▶ **Problem**
Scan the following material for the string "components" and copy each line in which it appears.

※

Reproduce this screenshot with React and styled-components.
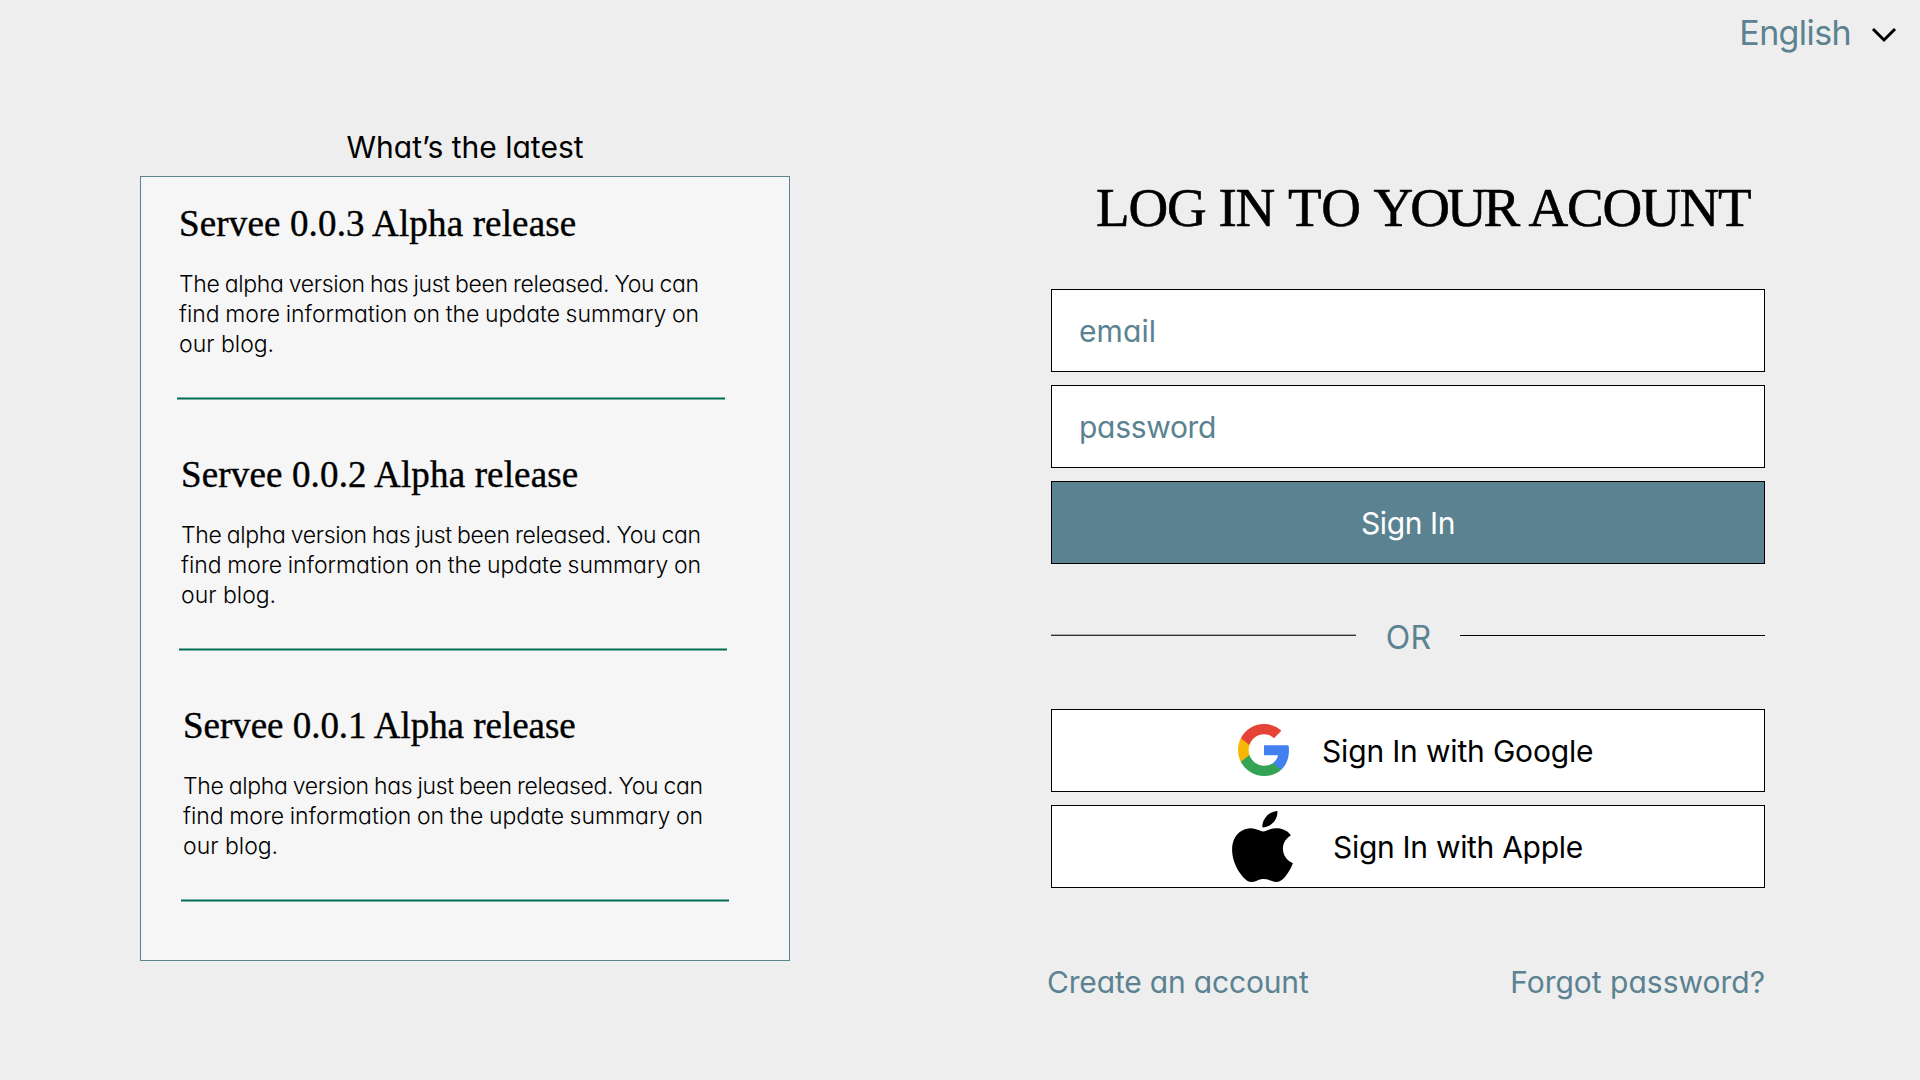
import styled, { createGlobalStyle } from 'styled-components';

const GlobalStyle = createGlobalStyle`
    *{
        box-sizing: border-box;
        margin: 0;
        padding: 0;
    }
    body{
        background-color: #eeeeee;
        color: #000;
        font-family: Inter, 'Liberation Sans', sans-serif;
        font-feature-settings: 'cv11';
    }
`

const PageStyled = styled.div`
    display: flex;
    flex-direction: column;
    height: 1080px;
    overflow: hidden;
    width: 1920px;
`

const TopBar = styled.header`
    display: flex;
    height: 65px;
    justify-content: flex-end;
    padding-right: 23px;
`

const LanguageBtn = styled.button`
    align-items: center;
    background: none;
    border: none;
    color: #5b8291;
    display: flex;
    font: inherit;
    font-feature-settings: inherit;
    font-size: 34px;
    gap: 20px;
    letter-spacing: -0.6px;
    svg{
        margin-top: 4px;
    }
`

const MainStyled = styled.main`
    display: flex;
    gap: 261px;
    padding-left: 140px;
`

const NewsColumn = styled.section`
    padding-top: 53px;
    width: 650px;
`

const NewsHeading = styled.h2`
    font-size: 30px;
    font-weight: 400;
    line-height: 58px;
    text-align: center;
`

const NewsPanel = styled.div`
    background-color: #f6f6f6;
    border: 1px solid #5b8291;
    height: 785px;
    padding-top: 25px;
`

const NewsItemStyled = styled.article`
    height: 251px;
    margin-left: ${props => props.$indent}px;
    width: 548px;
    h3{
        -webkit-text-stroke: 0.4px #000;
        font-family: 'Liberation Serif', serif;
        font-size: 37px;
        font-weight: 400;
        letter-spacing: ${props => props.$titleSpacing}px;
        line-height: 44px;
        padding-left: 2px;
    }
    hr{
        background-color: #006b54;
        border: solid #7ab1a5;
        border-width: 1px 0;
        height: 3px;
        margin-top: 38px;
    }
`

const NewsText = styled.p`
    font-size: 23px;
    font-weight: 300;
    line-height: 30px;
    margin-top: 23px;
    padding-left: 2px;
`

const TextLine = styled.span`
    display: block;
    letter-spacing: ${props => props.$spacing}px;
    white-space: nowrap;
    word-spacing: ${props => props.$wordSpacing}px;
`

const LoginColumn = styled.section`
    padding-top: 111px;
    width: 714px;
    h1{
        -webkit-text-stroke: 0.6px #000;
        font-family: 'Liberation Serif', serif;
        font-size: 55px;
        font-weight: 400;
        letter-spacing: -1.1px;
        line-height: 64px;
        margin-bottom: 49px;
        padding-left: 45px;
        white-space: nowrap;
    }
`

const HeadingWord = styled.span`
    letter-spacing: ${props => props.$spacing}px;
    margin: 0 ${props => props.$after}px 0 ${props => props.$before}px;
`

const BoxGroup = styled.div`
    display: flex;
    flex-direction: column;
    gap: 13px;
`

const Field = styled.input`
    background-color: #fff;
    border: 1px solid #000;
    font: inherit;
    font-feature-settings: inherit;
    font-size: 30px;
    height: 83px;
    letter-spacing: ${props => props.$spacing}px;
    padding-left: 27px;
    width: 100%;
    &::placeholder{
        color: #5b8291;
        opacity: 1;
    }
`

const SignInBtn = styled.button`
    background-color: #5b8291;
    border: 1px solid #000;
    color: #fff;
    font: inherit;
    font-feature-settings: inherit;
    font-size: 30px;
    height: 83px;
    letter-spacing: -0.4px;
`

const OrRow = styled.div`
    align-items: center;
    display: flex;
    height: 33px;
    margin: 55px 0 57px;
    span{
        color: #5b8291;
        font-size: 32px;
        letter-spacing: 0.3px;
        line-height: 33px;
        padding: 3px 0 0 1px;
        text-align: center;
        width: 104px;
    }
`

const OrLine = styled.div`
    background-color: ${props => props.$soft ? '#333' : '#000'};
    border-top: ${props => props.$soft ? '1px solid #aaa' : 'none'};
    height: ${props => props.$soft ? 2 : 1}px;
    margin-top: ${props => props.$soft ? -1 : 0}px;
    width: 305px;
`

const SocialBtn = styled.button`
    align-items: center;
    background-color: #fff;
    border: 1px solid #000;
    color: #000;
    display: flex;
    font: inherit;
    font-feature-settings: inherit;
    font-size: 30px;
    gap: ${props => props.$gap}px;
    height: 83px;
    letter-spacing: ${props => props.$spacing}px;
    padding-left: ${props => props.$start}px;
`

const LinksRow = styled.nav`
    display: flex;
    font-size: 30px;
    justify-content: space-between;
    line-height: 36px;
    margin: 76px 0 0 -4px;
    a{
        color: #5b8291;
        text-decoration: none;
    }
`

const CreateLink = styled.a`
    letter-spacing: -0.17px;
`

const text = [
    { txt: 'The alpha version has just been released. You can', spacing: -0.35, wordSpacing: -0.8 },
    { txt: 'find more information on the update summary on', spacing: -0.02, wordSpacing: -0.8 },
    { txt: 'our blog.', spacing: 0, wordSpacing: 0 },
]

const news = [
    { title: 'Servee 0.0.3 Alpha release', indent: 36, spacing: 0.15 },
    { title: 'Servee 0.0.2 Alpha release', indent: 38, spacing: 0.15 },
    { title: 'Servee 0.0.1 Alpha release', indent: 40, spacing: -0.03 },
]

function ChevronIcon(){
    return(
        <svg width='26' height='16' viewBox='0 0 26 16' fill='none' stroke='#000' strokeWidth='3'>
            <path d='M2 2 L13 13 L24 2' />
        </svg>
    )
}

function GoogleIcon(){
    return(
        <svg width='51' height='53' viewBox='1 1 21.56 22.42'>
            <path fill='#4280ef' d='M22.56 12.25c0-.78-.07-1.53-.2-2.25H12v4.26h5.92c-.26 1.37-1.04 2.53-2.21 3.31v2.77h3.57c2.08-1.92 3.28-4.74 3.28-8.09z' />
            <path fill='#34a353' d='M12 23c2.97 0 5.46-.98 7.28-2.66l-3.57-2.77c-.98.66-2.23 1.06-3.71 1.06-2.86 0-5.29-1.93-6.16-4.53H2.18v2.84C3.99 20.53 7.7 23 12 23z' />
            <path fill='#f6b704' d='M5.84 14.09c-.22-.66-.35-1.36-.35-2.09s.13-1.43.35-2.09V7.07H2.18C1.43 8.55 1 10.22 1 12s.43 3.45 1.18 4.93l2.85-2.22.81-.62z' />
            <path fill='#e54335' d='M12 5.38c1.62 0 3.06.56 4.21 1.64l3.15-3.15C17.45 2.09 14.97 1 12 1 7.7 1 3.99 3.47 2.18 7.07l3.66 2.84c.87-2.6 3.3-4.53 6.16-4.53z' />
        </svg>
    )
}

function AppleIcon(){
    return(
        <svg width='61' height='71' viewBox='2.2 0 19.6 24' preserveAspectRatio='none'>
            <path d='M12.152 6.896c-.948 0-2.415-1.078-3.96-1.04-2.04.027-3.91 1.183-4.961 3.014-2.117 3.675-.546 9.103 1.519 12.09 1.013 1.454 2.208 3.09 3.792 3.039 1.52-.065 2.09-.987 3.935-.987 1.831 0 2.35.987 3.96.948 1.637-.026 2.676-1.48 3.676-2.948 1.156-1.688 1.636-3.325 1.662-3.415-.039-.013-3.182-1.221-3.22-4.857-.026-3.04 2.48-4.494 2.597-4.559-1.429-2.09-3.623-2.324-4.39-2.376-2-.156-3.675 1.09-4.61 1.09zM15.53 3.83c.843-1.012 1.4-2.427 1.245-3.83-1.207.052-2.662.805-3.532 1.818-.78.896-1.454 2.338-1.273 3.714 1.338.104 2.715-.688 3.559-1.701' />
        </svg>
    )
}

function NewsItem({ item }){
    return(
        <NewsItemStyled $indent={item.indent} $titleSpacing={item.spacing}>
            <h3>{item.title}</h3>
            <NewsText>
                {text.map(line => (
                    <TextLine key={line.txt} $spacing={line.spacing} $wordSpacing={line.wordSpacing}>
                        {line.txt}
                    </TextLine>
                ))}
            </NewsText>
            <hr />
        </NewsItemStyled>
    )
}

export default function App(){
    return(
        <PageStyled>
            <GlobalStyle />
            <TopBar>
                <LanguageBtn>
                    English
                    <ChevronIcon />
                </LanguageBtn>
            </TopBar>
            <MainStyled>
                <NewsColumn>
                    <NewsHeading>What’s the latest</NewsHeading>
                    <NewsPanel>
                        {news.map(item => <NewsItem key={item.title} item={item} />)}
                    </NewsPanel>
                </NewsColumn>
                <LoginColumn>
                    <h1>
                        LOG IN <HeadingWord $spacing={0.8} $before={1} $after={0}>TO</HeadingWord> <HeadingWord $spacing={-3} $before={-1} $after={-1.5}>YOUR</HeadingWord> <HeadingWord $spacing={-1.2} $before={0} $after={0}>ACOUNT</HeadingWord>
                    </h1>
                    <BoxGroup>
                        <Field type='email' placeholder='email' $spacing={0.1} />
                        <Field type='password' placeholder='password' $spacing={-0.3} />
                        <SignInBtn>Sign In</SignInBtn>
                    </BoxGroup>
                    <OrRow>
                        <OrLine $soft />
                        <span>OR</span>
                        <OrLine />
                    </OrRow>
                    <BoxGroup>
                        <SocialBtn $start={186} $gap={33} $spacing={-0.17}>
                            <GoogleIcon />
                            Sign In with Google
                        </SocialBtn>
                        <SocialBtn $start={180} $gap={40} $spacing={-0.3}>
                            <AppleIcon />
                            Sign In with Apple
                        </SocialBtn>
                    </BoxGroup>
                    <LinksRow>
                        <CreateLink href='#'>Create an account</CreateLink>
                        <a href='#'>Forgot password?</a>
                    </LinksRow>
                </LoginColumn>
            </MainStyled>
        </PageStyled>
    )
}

※

▶ **Solution to the problem**
Reproduce this screenshot with React and styled-components.
import styled, { createGlobalStyle } from 'styled-components';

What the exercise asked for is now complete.